A Christian minister is not to lord it over God's heritage.* He has no dominion over the conscience; no power resides in him to enjoin anything in the way of faith or practice. He is a ruler—but it is for Christ; he is to enjoin—but it is in the name of Jesus. His power in the church is ministerial, not legislatorial. He is to assume no haughty airs, no official pride—but to conduct himself amidst the people of his charge with all humility, deriving all his dignity from the purity of his character, and the sublimity of his employment. Such is the view Peter gives of the office and duties of a Christian pastor. (* The original term is cleros, or clergy.
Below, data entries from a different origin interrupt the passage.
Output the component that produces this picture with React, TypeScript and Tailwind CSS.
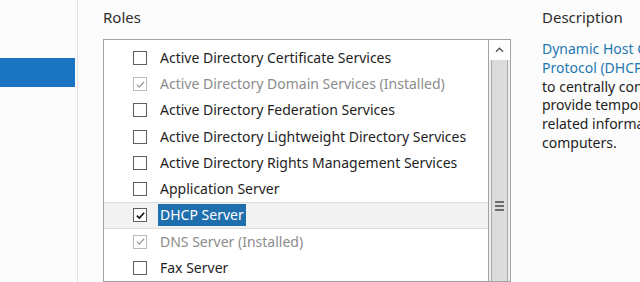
import React from 'react';

const roles = [
  { label: 'Active Directory Certificate Services', state: 'off' },
  { label: 'Active Directory Domain Services (Installed)', state: 'installed' },
  { label: 'Active Directory Federation Services', state: 'off' },
  { label: 'Active Directory Lightweight Directory Services', state: 'off' },
  { label: 'Active Directory Rights Management Services', state: 'off' },
  { label: 'Application Server', state: 'off' },
  { label: 'DHCP Server', state: 'selected' },
  { label: 'DNS Server (Installed)', state: 'installed' },
  { label: 'Fax Server', state: 'off' },
];

function Check({ state }: { state: string }) {
  const checked = state !== 'off';
  const grey = state === 'installed';
  return (
    <span
      className={`flex h-[14px] w-[14px] shrink-0 items-center justify-center border bg-white ${
        grey ? 'border-[#b9b9b9]' : 'border-[#5f5f5f]'
      }`}
    >
      {checked && (
        <svg viewBox="0 0 12 12" className="h-[11px] w-[11px]">
          <path
            d="M2 6.2 L4.7 8.8 L10 3"
            fill="none"
            stroke={grey ? '#9a9a9a' : '#111'}
            strokeWidth={grey ? 1.3 : 1.8}
          />
        </svg>
      )}
    </span>
  );
}

export default function App() {
  return (
    <div
      className="flex h-[282px] w-[640px] overflow-hidden bg-[#fcfcfc] text-[14px] text-[#1e1e1e]"
      style={{ fontFamily: '"Noto Sans", "Open Sans", sans-serif' }}
    >
      <div className="w-[78px] shrink-0 border-r border-[#e2e2e2] pt-[58px]">
        <div className="h-[29px] w-[75px] bg-[#1a74c2]" />
      </div>

      <div className="ml-[25px] flex w-[408px] shrink-0 flex-col">
        <div className="h-[39px] pt-[6px] text-[15px] text-[#2e2e2e]">Roles</div>
        <div className="flex flex-1 border border-[#a3a3a3] bg-white">
          <div className="flex-1 pt-[5px]">
            {roles.map((r) => (
              <div
                key={r.label}
                className={`flex h-[26.25px] items-center pl-[29px] ${
                  r.state === 'selected' ? 'border-y border-[#dcdcdc] bg-[#f2f2f2]' : ''
                }`}
              >
                <Check state={r.state} />
                <span
                  className={`ml-[11px] whitespace-nowrap px-[2px] leading-[22px] ${
                    r.state === 'installed'
                      ? 'text-[#8c8c8c]'
                      : r.state === 'selected'
                        ? 'bg-[#1f6fae] text-white'
                        : ''
                  }`}
                >
                  {r.label}
                </span>
              </div>
            ))}
          </div>
          <div className="flex w-[22px] flex-col border-l border-[#a3a3a3] bg-[#f0f0f0]">
            <div className="flex h-[20px] items-center justify-center bg-white">
              <svg viewBox="0 0 10 6" className="h-[6px] w-[9px]">
                <path d="M1 5 L5 1 L9 5" fill="none" stroke="#555" strokeWidth="1.4" />
              </svg>
            </div>
            <div className="mx-[2px] flex flex-1 flex-col items-center border-x border-[#a8a8a8] bg-[#dcdcdc] pt-[141px]">
              <div className="flex flex-col gap-[2px]">
                <div className="h-[2px] w-[9px] bg-[#6d6d6d]" />
                <div className="h-[2px] w-[9px] bg-[#6d6d6d]" />
                <div className="h-[2px] w-[9px] bg-[#6d6d6d]" />
              </div>
            </div>
          </div>
        </div>
      </div>

      <div className="ml-[31px] shrink-0 whitespace-nowrap">
        <div className="h-[40px] pt-[6px] text-[15px] text-[#2e2e2e]">Description</div>
        <div className="leading-[18.8px]">
          <div className="text-[#1f78b0]">Dynamic Host Configuration</div>
          <div>
            <span className="text-[#1f78b0]">Protocol (DHCP) Server</span> enables you
          </div>
          <div>to centrally configure, manage, and</div>
          <div>provide temporary IP addresses and</div>
          <div>related information for client</div>
          <div>computers.</div>
        </div>
      </div>
    </div>
  );
}
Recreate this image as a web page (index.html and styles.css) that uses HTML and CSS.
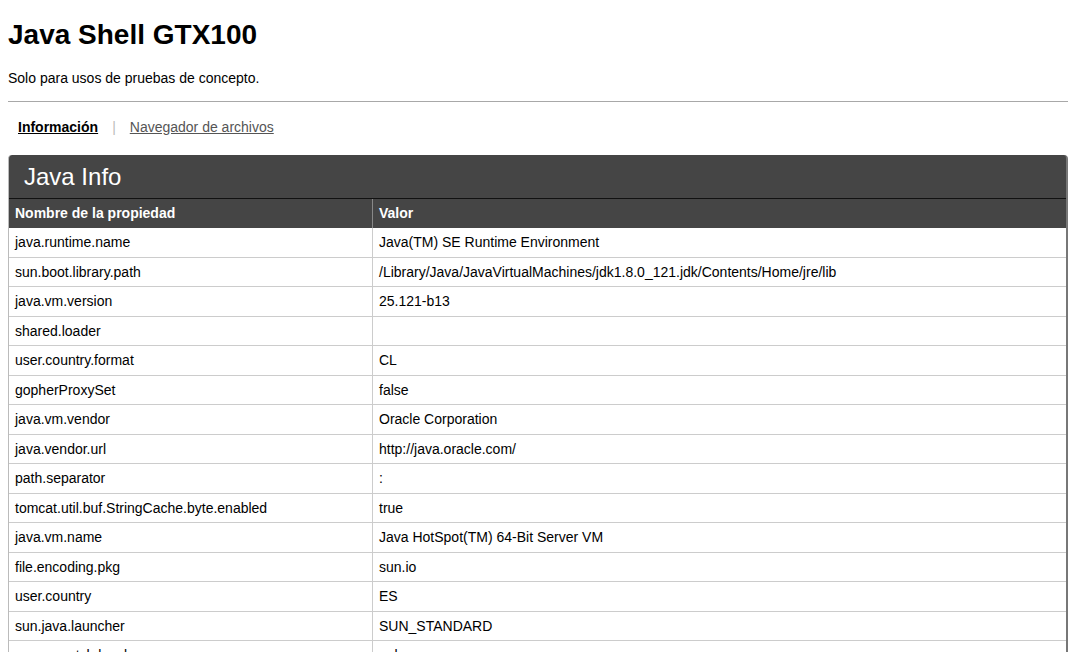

Nothing can be more indisputable than that Peter here applies it to the flock. The people are here called God's clergy, that is, his lot, portion, or inheritance, in allusion to the division of the land of Canaan among the children of Israel by lot. Moses, in an address to God, uses this language, "They are your people and your inheritance." Deut. 9:29. The same people are in the same sentence called both clergy and laity. So also Peter calls the church in one verse the flock, and in another the clergy.)